The Gaza Massacre–as it’s now being accurately referred to by some–is horrible and sad and yet another black mark against the thugs who run Israel and the thugs who run America.
Another great post from Caitlin Johnstone, although it’s a week old now, lists a number of the things that make it difficult to write about or have conversations about Israel. When most people in America simply support it because “they are God’s chosen people,” it’s hard to even know where to begin if you want to talk to someone about it.
But we need to have that conversation, because this latest massacre is likely just the beginning of a full-scale genocide against the Palestinian people, and it’s our problem because we support it. In fact we more than support it, we are it. The Israeli government and military are really just proxies for us, and it’s our tax money that bought what killed those Palestinians.
A deeper understanding of the relationship is that we’re both just proxies for some overriding oligarchy that uses the illusion of nation-statehood to further its own interests everywhere. As Johnstone says,
There’s good conspiracy theory and there’s bad conspiracy theory. People who say America controls Israel or Israel controls America are engaged in bad conspiracy theory. We don’t live in a world where the lines between nations mean anything to those with real power; in reality “Israel” and “America” are both purely conceptual constructs which only exist to the extent that people believe in them. There is no actual “Israel” which can exert control over an actual “America”, and vice versa. It isn’t nations and governments pulling the strings of real power in the world, it’s a class of plutocrats who aren’t ultimately answerable to any government. This class of plutocrats uses governments like Israel, the US, the UK, and the KSA to advance its agendas to exploit, loot and plunder the rest of humanity.
Our support for Israel also is the primary factor that keeps terrorism going in the Middle East, as they all see Israel as their ultimate enemy and the biggest threat to their existence. The terrorists have made no secret of the fact that it’s their main reason for attacking us and regarding us as the Great Satan. Immediately after 9/11, Bin Laden put out a statement, publicly explaining that the reason for the attack was that we continued to support Israel and we maintained bases in Saudi Arabia.
But you’ll struggle to find any of that mentioned in the national dialog. Not in the media, even most progressive media, nor in the political rhetoric at any level. It’s toxic to mention it because so many people think Israel is a holy cause and to fail to support it would be bad faith or something.

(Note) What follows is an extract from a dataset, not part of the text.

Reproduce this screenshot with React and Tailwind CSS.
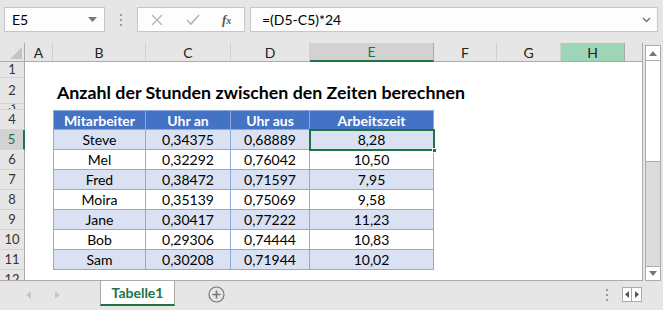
import React from 'react';

const cols = [
  { id: 'A', w: 28 },
  { id: 'B', w: 93 },
  { id: 'C', w: 85 },
  { id: 'D', w: 79 },
  { id: 'E', w: 124 },
  { id: 'F', w: 63 },
  { id: 'G', w: 64 },
  { id: 'H', w: 64 },
];

const data = [
  ['Steve', '0,34375', '0,68889', '8,28'],
  ['Mel', '0,32292', '0,76042', '10,50'],
  ['Fred', '0,38472', '0,71597', '7,95'],
  ['Moira', '0,35139', '0,75069', '9,58'],
  ['Jane', '0,30417', '0,77222', '11,23'],
  ['Bob', '0,29306', '0,74444', '10,83'],
  ['Sam', '0,30208', '0,71944', '10,02'],
];

const font = { fontFamily: 'Lato, "Open Sans", sans-serif' };

const RowHead = ({ n, h, active }) => (
  <div
    className={`w-[25px] shrink-0 flex items-center justify-center overflow-hidden border-b border-[#d4d4d4] text-[13px] ${
      active
        ? 'bg-[#d2d2d2] text-[#217346] border-r-2 border-r-[#217346]'
        : 'bg-[#e6e6e6] text-[#333] border-r border-r-[#ababab]'
    }`}
    style={{ height: h }}
  >
    {n}
  </div>
);

const tableWidths = [93, 85, 79, 124];

const TableRow = ({ cells, header, odd, first }) => (
  <div className="flex">
    <div className="w-[28px] shrink-0" />
    {cells.map((c, i) => (
      <div
        key={i}
        className={`shrink-0 h-[20px] flex items-center justify-center text-[14px] border-b border-r border-[#8ea9db] ${
          i === 0 ? 'border-l' : ''
        } ${first ? 'border-t' : ''} ${
          header
            ? 'bg-[#4472c4] text-white font-bold'
            : odd
            ? 'bg-[#d9e1f2] text-black'
            : 'bg-white text-black'
        }`}
        style={{ width: tableWidths[i] }}
      >
        {c}
      </div>
    ))}
  </div>
);

export default function App() {
  return (
    <div className="w-[663px] h-[310px] bg-[#e6e6e6] overflow-hidden flex flex-col" style={font}>
      {/* formula bar */}
      <div className="h-[43px] shrink-0 flex items-start pt-[7px]">
        <div className="ml-[4px] w-[101px] h-[25px] bg-[#fdfdfd] border border-[#c6c6c6] flex items-center justify-between pl-[7px] pr-[7px] text-[14px] text-black">
          <span>E5</span>
          <svg width="9" height="6" viewBox="0 0 9 6">
            <path d="M0 0h9L4.5 5z" fill="#777" />
          </svg>
        </div>
        <div className="w-[32px] h-[25px] flex flex-col items-center justify-center gap-[3px]">
          <span className="w-[2px] h-[2px] bg-[#9a9a9a]" />
          <span className="w-[2px] h-[2px] bg-[#9a9a9a]" />
          <span className="w-[2px] h-[2px] bg-[#9a9a9a]" />
        </div>
        <div className="w-[108px] h-[25px] bg-[#fdfdfd] border border-[#c6c6c6] flex items-center">
          <svg className="ml-[13px]" width="12" height="12" viewBox="0 0 12 12">
            <path d="M1 1l10 10M11 1L1 11" stroke="#b4b4b4" strokeWidth="1.4" />
          </svg>
          <svg className="ml-[23px]" width="14" height="12" viewBox="0 0 14 12">
            <path d="M1 6l4 4 8-9" stroke="#b4b4b4" strokeWidth="1.6" fill="none" />
          </svg>
          <span
            className="ml-[22px] text-[13px] italic font-bold text-[#555]"
            style={{ fontFamily: '"Liberation Serif", serif' }}
          >
            f<span className="text-[10px]">x</span>
          </span>
        </div>
        <div className="ml-[5px] w-[408px] h-[25px] bg-[#fdfdfd] border border-[#c6c6c6] flex items-center justify-between pl-[11px] pr-[6px] text-[14px] text-black">
          <span>=(D5-C5)*24</span>
          <svg width="9" height="6" viewBox="0 0 9 6">
            <path d="M1 1l3.5 3.5L8 1" stroke="#777" strokeWidth="1.5" fill="none" />
          </svg>
        </div>
      </div>

      {/* sheet */}
      <div className="h-[238px] shrink-0 flex">
        <div className="w-[643px] shrink-0 flex flex-col border-r border-b border-[#ababab] bg-white">
          {/* column headers */}
          <div className="h-[19px] shrink-0 flex bg-[#e6e6e6]">
            <div className="w-[25px] shrink-0 border-r border-b border-[#ababab] flex items-end justify-end p-[2px]">
              <svg width="12" height="12" viewBox="0 0 12 12">
                <path d="M12 0v12H0z" fill="#c4c4c4" />
              </svg>
            </div>
            {cols.map((c) => (
              <div
                key={c.id}
                className={`shrink-0 flex items-center justify-center text-[14px] border-r ${
                  c.id === 'E'
                    ? 'bg-[#d2d2d2] text-[#217346] border-b-2 border-b-[#217346] border-r-[#ababab]'
                    : c.id === 'H'
                    ? 'bg-[#9fd5b7] text-[#222] border-b border-[#ababab]'
                    : 'text-[#222] border-b border-[#ababab] border-r-[#d0d0d0]'
                }`}
                style={{ width: c.w }}
              >
                {c.id}
              </div>
            ))}
            <div className="flex-1 border-b border-[#ababab]" />
          </div>

          {/* rows */}
          <div className="flex-1 flex overflow-hidden">
            <div className="flex flex-col">
              <RowHead n="1" h={16} />
              <RowHead n="2" h={26} />
              <RowHead n="3" h={6} />
              <RowHead n="4" h={20} />
              {data.map((_, i) => (
                <RowHead key={i} n={String(i + 5)} h={20} active={i === 0} />
              ))}
              <div className="w-[25px] h-[11px] overflow-hidden bg-[#e6e6e6] border-r border-[#ababab] flex justify-center text-[13px] text-[#333] leading-[18px]">
                12
              </div>
            </div>
            <div className="flex-1 flex flex-col relative">
              <div className="h-[16px]" />
              <div className="h-[26px] flex items-end pb-[2px]">
                <div className="ml-[32px] text-[17.8px] font-bold text-black leading-none">
                  Anzahl der Stunden zwischen den Zeiten berechnen
                </div>
              </div>
              <div className="h-[6px]" />
              <TableRow cells={['Mitarbeiter', 'Uhr an', 'Uhr aus', 'Arbeitszeit']} header first />
              {data.map((r, i) => (
                <TableRow key={i} cells={r} odd={i % 2 === 0} />
              ))}
              {/* selected cell E5 */}
              <div className="absolute left-[284px] top-[67px] w-[126px] h-[22px] border-2 border-[#217346] pointer-events-none">
                <div className="absolute right-[-4px] bottom-[-4px] w-[5px] h-[5px] bg-[#217346] border border-white" />
              </div>
            </div>
          </div>
        </div>

        {/* vertical scrollbar */}
        <div className="flex-1 flex justify-center pt-[2px]">
          <div className="w-[16px] h-[236px] flex flex-col border border-[#ababab] bg-[#dcdcdc]">
            <div className="h-[15px] bg-white border-b border-[#ababab] flex items-center justify-center">
              <svg width="8" height="5" viewBox="0 0 8 5">
                <path d="M0 5h8L4 0z" fill="#777" />
              </svg>
            </div>
            <div className="h-[101px] bg-white border-b border-[#ababab]" />
            <div className="flex-1" />
            <div className="h-[14px] bg-white border-t border-[#ababab] flex items-center justify-center">
              <svg width="8" height="5" viewBox="0 0 8 5">
                <path d="M0 0h8L4 5z" fill="#777" />
              </svg>
            </div>
          </div>
        </div>
      </div>

      {/* sheet tabs */}
      <div className="flex-1 flex items-start">
        <div className="w-[100px] h-[27px] flex items-center">
          <svg className="ml-[26px]" width="5" height="8" viewBox="0 0 5 8">
            <path d="M5 0v8L0 4z" fill="#c6c6c6" />
          </svg>
          <svg className="ml-[24px]" width="5" height="8" viewBox="0 0 5 8">
            <path d="M0 0v8l5-4z" fill="#c6c6c6" />
          </svg>
        </div>
        <div className="w-[75px] h-[25px] bg-white border-x border-[#ababab] border-b-2 border-b-[#217346] flex items-center justify-center text-[14px] font-bold text-[#217346]">
          Tabelle1
        </div>
        <div className="ml-[33px] h-[27px] flex items-center">
          <svg width="17" height="17" viewBox="0 0 17 17">
            <circle cx="8.5" cy="8.5" r="7.5" fill="none" stroke="#777" strokeWidth="1.2" />
            <path d="M8.5 4.5v8M4.5 8.5h8" stroke="#777" strokeWidth="1.6" />
          </svg>
        </div>
        <div className="ml-auto h-[27px] flex items-center mr-[21px]">
          <div className="flex flex-col gap-[3px] mr-[14px]">
            <span className="w-[2px] h-[2px] bg-[#9a9a9a]" />
            <span className="w-[2px] h-[2px] bg-[#9a9a9a]" />
            <span className="w-[2px] h-[2px] bg-[#9a9a9a]" />
          </div>
          <div className="flex h-[15px] border border-[#ababab] bg-white">
            <div className="w-[9px] flex items-center justify-center border-r border-[#ababab]">
              <svg width="4" height="7" viewBox="0 0 4 7">
                <path d="M4 0v7L0 3.5z" fill="#555" />
              </svg>
            </div>
            <div className="w-[9px] flex items-center justify-center">
              <svg width="4" height="7" viewBox="0 0 4 7">
                <path d="M0 0v7l4-3.5z" fill="#555" />
              </svg>
            </div>
          </div>
        </div>
      </div>
    </div>
  );
}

There is plenty of reason of course, not to support Israel… look up Jews for Justice — I suppose they still exist — and you’ll find a well-documented, clear and rational explanation of just how horrible Israel is and always has been. And obviously they’re not anti-Semitic. In fact it seems even anti-Semitic folk love Israel. Maybe because they’re such fascist and racist assholes that they miss the fact that most of the people in Israel are Jewish, even though it’s not a religious state, and even though most of those Israelis probably are not practicing Jews, they’re Jewish nonetheless.
The simple fact is that Israel’s horribleness has nothing to do with it being Jewish and everything to do with it being an outpost of the Empire. So that’s another factor that makes it very hard to talk about in a rational way. People are in denial about the very existence of the Empire, so it takes a long and patient workup to get them to see anything related to that dominant reality of the world.
That point is also addressed in a great forum in the June Harper’s Magazine. The forum “Combat High” is an excellent, though depressing, read. (It may require membership to access, but here’s a link: Combat High.) The participants all seem to agree that Americans in general don’t know enough about what’s happening in the world–especially in the machinations of Empire–to care.
In the discussion of where and how many U.S. troops are stationed around the world, Jason Dempsey, who served as an infantry officer in both Iraq and Afghanistan and is an adjunct senior fellow at the Center for a New American Security and a senior adviser to the Columbia University Center for Veteran Transition and Integration, says, “Most Americans don’t know enough to care.”
It’s a sad commentary. A nation of people who claim to embrace Christian and democratic values and yet we don’t care that our military and its subsidiaries around the world kill people for little or no reason other than to support the oligarchy and protect its financial interests.